Collected data:

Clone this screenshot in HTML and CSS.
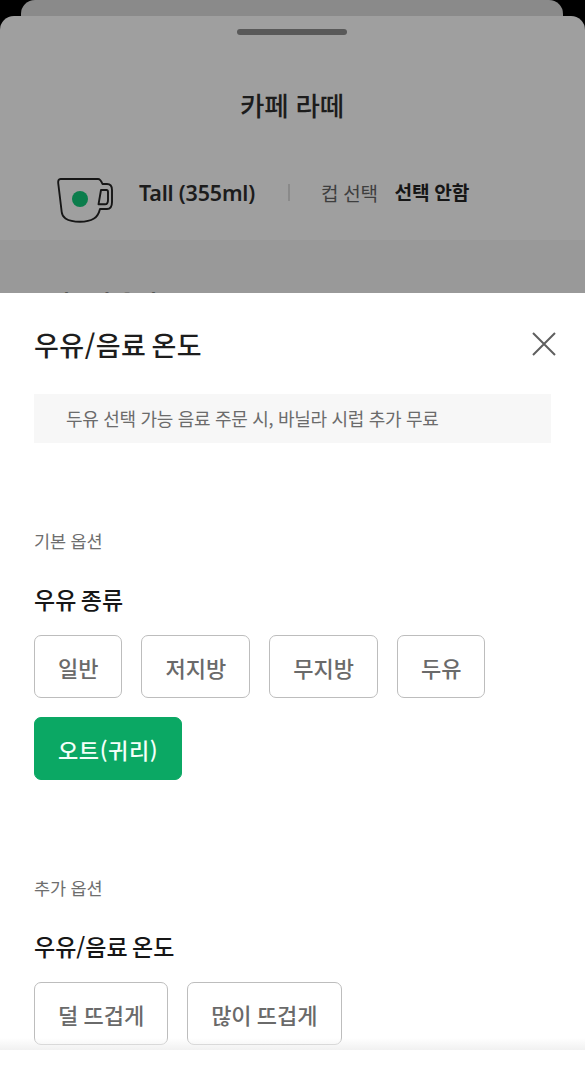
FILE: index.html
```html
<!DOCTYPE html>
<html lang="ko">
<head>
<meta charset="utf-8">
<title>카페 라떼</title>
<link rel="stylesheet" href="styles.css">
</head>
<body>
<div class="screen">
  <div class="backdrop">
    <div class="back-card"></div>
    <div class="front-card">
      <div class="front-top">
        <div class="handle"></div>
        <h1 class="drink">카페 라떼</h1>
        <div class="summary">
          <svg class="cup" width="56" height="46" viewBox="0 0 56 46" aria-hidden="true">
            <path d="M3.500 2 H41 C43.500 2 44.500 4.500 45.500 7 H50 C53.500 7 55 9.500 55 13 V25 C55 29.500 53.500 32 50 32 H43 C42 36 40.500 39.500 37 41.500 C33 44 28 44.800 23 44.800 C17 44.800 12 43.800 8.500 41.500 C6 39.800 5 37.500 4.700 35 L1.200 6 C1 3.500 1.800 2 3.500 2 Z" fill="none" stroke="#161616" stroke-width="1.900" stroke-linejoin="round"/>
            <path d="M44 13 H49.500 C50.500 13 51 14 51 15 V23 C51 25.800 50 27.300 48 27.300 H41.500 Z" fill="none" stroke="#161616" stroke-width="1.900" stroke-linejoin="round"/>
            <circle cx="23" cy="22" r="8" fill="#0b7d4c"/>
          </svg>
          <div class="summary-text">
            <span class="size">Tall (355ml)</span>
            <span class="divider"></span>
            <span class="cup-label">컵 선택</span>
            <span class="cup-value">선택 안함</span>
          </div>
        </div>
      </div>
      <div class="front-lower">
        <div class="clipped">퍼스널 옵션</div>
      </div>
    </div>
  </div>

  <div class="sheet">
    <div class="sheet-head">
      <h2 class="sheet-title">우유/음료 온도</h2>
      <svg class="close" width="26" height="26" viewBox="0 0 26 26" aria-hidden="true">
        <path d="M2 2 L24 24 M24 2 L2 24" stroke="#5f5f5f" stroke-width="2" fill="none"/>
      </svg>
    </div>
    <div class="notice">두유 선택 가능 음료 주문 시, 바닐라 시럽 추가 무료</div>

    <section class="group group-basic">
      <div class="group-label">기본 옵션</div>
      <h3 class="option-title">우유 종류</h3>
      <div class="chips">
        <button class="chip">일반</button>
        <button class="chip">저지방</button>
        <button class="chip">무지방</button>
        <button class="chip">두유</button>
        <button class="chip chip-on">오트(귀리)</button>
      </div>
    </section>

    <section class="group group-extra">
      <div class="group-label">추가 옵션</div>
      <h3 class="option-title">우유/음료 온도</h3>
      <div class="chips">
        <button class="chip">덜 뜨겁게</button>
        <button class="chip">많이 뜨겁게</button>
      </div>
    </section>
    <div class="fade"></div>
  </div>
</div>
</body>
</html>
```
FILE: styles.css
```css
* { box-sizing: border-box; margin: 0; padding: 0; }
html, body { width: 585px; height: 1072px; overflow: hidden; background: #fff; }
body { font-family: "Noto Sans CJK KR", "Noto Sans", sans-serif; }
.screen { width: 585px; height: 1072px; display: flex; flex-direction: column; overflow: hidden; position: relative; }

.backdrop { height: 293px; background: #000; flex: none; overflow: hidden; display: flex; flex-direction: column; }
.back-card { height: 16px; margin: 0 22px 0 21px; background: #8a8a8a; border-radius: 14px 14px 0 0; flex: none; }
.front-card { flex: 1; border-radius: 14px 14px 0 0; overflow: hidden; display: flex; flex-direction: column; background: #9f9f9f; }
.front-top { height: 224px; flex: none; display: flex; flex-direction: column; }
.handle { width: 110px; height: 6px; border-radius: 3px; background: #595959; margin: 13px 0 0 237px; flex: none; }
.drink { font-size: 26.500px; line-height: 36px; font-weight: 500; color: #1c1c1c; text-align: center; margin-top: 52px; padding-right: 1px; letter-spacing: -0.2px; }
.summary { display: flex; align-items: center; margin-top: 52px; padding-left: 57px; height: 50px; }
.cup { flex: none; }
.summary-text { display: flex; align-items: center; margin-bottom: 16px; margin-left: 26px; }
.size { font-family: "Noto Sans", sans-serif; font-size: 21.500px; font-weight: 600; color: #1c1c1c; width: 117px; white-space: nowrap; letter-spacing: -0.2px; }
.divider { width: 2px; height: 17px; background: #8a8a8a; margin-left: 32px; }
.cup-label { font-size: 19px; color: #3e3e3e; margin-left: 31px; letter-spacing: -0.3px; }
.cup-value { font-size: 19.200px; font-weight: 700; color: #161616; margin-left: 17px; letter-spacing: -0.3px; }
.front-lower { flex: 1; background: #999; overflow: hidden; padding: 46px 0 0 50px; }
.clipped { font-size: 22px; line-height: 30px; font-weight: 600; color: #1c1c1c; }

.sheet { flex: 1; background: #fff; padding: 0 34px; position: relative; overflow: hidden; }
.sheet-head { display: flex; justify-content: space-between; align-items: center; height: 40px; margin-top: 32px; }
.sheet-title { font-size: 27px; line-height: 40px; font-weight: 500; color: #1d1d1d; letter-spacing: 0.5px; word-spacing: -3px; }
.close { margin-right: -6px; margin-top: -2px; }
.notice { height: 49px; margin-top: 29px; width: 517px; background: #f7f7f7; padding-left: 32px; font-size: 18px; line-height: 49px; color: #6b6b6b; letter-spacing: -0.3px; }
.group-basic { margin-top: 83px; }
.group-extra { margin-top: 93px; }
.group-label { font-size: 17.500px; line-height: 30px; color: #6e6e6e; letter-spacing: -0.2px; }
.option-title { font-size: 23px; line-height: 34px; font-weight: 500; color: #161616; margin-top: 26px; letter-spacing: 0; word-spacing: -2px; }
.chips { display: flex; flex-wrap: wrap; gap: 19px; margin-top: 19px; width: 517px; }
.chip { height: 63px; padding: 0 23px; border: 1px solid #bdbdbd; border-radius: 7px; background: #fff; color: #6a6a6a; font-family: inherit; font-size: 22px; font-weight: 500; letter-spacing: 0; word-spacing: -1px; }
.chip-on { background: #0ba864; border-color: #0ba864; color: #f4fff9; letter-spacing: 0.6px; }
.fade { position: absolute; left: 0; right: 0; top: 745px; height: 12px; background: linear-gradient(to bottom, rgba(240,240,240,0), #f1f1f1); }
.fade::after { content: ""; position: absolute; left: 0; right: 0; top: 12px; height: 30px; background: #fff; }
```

Exercise directions: Every line of the data should be copied as it stands, without the images.

Task solution:
Clone this screenshot in HTML and CSS.
FILE: index.html
```html
<!DOCTYPE html>
<html lang="ko">
<head>
<meta charset="utf-8">
<title>카페 라떼</title>
<link rel="stylesheet" href="styles.css">
</head>
<body>
<div class="screen">
  <div class="backdrop">
    <div class="back-card"></div>
    <div class="front-card">
      <div class="front-top">
        <div class="handle"></div>
        <h1 class="drink">카페 라떼</h1>
        <div class="summary">
          <svg class="cup" width="56" height="46" viewBox="0 0 56 46" aria-hidden="true">
            <path d="M3.500 2 H41 C43.500 2 44.500 4.500 45.500 7 H50 C53.500 7 55 9.500 55 13 V25 C55 29.500 53.500 32 50 32 H43 C42 36 40.500 39.500 37 41.500 C33 44 28 44.800 23 44.800 C17 44.800 12 43.800 8.500 41.500 C6 39.800 5 37.500 4.700 35 L1.200 6 C1 3.500 1.800 2 3.500 2 Z" fill="none" stroke="#161616" stroke-width="1.900" stroke-linejoin="round"/>
            <path d="M44 13 H49.500 C50.500 13 51 14 51 15 V23 C51 25.800 50 27.300 48 27.300 H41.500 Z" fill="none" stroke="#161616" stroke-width="1.900" stroke-linejoin="round"/>
            <circle cx="23" cy="22" r="8" fill="#0b7d4c"/>
          </svg>
          <div class="summary-text">
            <span class="size">Tall (355ml)</span>
            <span class="divider"></span>
            <span class="cup-label">컵 선택</span>
            <span class="cup-value">선택 안함</span>
          </div>
        </div>
      </div>
      <div class="front-lower">
        <div class="clipped">퍼스널 옵션</div>
      </div>
    </div>
  </div>

  <div class="sheet">
    <div class="sheet-head">
      <h2 class="sheet-title">우유/음료 온도</h2>
      <svg class="close" width="26" height="26" viewBox="0 0 26 26" aria-hidden="true">
        <path d="M2 2 L24 24 M24 2 L2 24" stroke="#5f5f5f" stroke-width="2" fill="none"/>
      </svg>
    </div>
    <div class="notice">두유 선택 가능 음료 주문 시, 바닐라 시럽 추가 무료</div>

    <section class="group group-basic">
      <div class="group-label">기본 옵션</div>
      <h3 class="option-title">우유 종류</h3>
      <div class="chips">
        <button class="chip">일반</button>
        <button class="chip">저지방</button>
        <button class="chip">무지방</button>
        <button class="chip">두유</button>
        <button class="chip chip-on">오트(귀리)</button>
      </div>
    </section>

    <section class="group group-extra">
      <div class="group-label">추가 옵션</div>
      <h3 class="option-title">우유/음료 온도</h3>
      <div class="chips">
        <button class="chip">덜 뜨겁게</button>
        <button class="chip">많이 뜨겁게</button>
      </div>
    </section>
    <div class="fade"></div>
  </div>
</div>
</body>
</html>
```
FILE: styles.css
```css
* { box-sizing: border-box; margin: 0; padding: 0; }
html, body { width: 585px; height: 1072px; overflow: hidden; background: #fff; }
body { font-family: "Noto Sans CJK KR", "Noto Sans", sans-serif; }
.screen { width: 585px; height: 1072px; display: flex; flex-direction: column; overflow: hidden; position: relative; }

.backdrop { height: 293px; background: #000; flex: none; overflow: hidden; display: flex; flex-direction: column; }
.back-card { height: 16px; margin: 0 22px 0 21px; background: #8a8a8a; border-radius: 14px 14px 0 0; flex: none; }
.front-card { flex: 1; border-radius: 14px 14px 0 0; overflow: hidden; display: flex; flex-direction: column; background: #9f9f9f; }
.front-top { height: 224px; flex: none; display: flex; flex-direction: column; }
.handle { width: 110px; height: 6px; border-radius: 3px; background: #595959; margin: 13px 0 0 237px; flex: none; }
.drink { font-size: 26.500px; line-height: 36px; font-weight: 500; color: #1c1c1c; text-align: center; margin-top: 52px; padding-right: 1px; letter-spacing: -0.2px; }
.summary { display: flex; align-items: center; margin-top: 52px; padding-left: 57px; height: 50px; }
.cup { flex: none; }
.summary-text { display: flex; align-items: center; margin-bottom: 16px; margin-left: 26px; }
.size { font-family: "Noto Sans", sans-serif; font-size: 21.500px; font-weight: 600; color: #1c1c1c; width: 117px; white-space: nowrap; letter-spacing: -0.2px; }
.divider { width: 2px; height: 17px; background: #8a8a8a; margin-left: 32px; }
.cup-label { font-size: 19px; color: #3e3e3e; margin-left: 31px; letter-spacing: -0.3px; }
.cup-value { font-size: 19.200px; font-weight: 700; color: #161616; margin-left: 17px; letter-spacing: -0.3px; }
.front-lower { flex: 1; background: #999; overflow: hidden; padding: 46px 0 0 50px; }
.clipped { font-size: 22px; line-height: 30px; font-weight: 600; color: #1c1c1c; }

.sheet { flex: 1; background: #fff; padding: 0 34px; position: relative; overflow: hidden; }
.sheet-head { display: flex; justify-content: space-between; align-items: center; height: 40px; margin-top: 32px; }
.sheet-title { font-size: 27px; line-height: 40px; font-weight: 500; color: #1d1d1d; letter-spacing: 0.5px; word-spacing: -3px; }
.close { margin-right: -6px; margin-top: -2px; }
.notice { height: 49px; margin-top: 29px; width: 517px; background: #f7f7f7; padding-left: 32px; font-size: 18px; line-height: 49px; color: #6b6b6b; letter-spacing: -0.3px; }
.group-basic { margin-top: 83px; }
.group-extra { margin-top: 93px; }
.group-label { font-size: 17.500px; line-height: 30px; color: #6e6e6e; letter-spacing: -0.2px; }
.option-title { font-size: 23px; line-height: 34px; font-weight: 500; color: #161616; margin-top: 26px; letter-spacing: 0; word-spacing: -2px; }
.chips { display: flex; flex-wrap: wrap; gap: 19px; margin-top: 19px; width: 517px; }
.chip { height: 63px; padding: 0 23px; border: 1px solid #bdbdbd; border-radius: 7px; background: #fff; color: #6a6a6a; font-family: inherit; font-size: 22px; font-weight: 500; letter-spacing: 0; word-spacing: -1px; }
.chip-on { background: #0ba864; border-color: #0ba864; color: #f4fff9; letter-spacing: 0.6px; }
.fade { position: absolute; left: 0; right: 0; top: 745px; height: 12px; background: linear-gradient(to bottom, rgba(240,240,240,0), #f1f1f1); }
.fade::after { content: ""; position: absolute; left: 0; right: 0; top: 12px; height: 30px; background: #fff; }
```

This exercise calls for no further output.